In the data below, find every line that has the string "screenshot", and copy it.

▸ **DATA ENTRIES**:
#####

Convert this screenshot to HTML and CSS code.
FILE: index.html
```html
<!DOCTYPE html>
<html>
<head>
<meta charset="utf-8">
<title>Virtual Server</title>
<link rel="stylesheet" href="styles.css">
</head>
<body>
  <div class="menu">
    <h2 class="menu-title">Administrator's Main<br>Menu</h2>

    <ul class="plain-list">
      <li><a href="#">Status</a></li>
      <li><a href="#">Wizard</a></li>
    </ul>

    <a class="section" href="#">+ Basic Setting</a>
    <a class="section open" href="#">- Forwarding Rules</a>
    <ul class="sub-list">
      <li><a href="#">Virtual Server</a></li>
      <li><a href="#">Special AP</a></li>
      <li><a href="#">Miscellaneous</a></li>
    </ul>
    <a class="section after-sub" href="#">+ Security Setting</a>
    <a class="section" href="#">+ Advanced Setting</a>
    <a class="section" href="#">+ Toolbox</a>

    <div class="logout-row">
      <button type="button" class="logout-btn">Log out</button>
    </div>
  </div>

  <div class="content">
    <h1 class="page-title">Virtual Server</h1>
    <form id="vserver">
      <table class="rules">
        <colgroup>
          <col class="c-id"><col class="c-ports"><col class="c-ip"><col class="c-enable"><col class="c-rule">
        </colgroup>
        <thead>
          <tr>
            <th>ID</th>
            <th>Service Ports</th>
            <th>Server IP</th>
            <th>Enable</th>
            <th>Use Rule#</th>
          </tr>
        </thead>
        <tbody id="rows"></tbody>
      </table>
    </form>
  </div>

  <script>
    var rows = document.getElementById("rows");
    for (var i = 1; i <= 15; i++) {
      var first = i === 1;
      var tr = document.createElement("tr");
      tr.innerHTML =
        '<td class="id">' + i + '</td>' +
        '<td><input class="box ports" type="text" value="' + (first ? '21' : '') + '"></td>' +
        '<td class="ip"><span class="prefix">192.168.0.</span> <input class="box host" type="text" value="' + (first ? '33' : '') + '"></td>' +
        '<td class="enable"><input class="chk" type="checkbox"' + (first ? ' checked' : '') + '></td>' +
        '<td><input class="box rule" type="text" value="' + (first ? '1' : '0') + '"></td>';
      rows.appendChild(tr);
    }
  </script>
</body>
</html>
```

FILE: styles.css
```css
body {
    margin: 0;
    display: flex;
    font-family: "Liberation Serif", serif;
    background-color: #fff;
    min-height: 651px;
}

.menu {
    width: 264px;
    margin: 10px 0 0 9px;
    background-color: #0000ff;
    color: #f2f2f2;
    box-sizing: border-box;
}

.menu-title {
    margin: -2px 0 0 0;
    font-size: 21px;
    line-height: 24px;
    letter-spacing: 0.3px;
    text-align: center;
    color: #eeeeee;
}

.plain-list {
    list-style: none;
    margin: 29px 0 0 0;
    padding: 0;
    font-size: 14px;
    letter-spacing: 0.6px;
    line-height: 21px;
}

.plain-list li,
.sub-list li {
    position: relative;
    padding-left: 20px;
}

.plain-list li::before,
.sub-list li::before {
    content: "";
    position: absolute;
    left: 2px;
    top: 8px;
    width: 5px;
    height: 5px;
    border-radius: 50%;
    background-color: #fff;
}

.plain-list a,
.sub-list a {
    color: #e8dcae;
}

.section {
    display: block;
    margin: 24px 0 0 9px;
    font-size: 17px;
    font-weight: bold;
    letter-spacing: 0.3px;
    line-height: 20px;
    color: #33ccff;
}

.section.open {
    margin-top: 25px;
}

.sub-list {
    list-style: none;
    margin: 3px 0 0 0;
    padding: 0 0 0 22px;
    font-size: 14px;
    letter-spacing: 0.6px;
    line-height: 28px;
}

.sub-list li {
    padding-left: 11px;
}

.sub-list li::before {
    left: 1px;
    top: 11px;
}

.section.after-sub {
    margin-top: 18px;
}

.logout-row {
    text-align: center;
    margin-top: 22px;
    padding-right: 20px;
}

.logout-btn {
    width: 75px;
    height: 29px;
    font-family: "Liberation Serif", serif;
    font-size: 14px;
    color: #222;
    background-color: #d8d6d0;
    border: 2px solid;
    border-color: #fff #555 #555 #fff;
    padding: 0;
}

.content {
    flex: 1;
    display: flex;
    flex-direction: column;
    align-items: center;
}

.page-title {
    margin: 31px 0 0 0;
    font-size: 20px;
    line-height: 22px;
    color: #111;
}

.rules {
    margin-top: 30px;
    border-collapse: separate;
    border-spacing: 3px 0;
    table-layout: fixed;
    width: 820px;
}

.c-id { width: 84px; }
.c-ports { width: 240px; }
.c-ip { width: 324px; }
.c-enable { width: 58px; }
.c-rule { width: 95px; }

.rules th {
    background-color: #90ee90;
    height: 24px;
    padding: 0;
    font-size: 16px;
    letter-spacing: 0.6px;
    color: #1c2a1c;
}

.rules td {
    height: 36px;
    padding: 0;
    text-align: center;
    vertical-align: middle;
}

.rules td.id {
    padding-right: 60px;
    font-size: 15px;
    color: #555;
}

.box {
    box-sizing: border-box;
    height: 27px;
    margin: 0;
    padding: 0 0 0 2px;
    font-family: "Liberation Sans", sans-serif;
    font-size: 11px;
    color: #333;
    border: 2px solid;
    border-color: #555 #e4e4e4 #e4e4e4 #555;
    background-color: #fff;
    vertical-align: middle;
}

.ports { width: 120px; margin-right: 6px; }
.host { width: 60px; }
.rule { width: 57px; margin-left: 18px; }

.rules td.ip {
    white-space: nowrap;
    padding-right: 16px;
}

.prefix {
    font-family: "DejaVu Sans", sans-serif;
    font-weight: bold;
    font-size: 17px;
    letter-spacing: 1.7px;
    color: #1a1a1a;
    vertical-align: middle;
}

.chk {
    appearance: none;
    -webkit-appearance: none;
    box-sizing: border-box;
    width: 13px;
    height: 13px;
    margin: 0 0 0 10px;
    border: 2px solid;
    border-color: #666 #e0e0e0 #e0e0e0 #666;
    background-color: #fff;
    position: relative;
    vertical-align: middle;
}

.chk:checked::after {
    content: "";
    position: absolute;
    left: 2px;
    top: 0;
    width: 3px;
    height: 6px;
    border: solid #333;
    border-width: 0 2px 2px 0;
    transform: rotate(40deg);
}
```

#####

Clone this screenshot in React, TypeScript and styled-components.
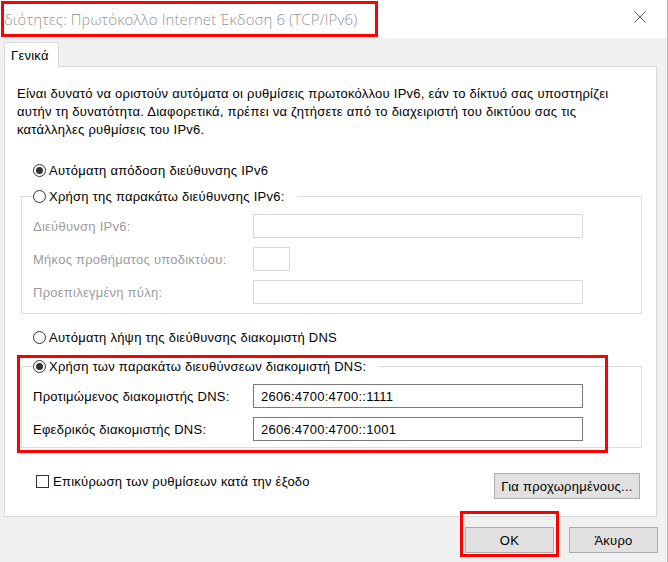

#####

▸ **EXPECTED ANSWER**:
Convert this screenshot to HTML and CSS code.
Clone this screenshot in React, TypeScript and styled-components.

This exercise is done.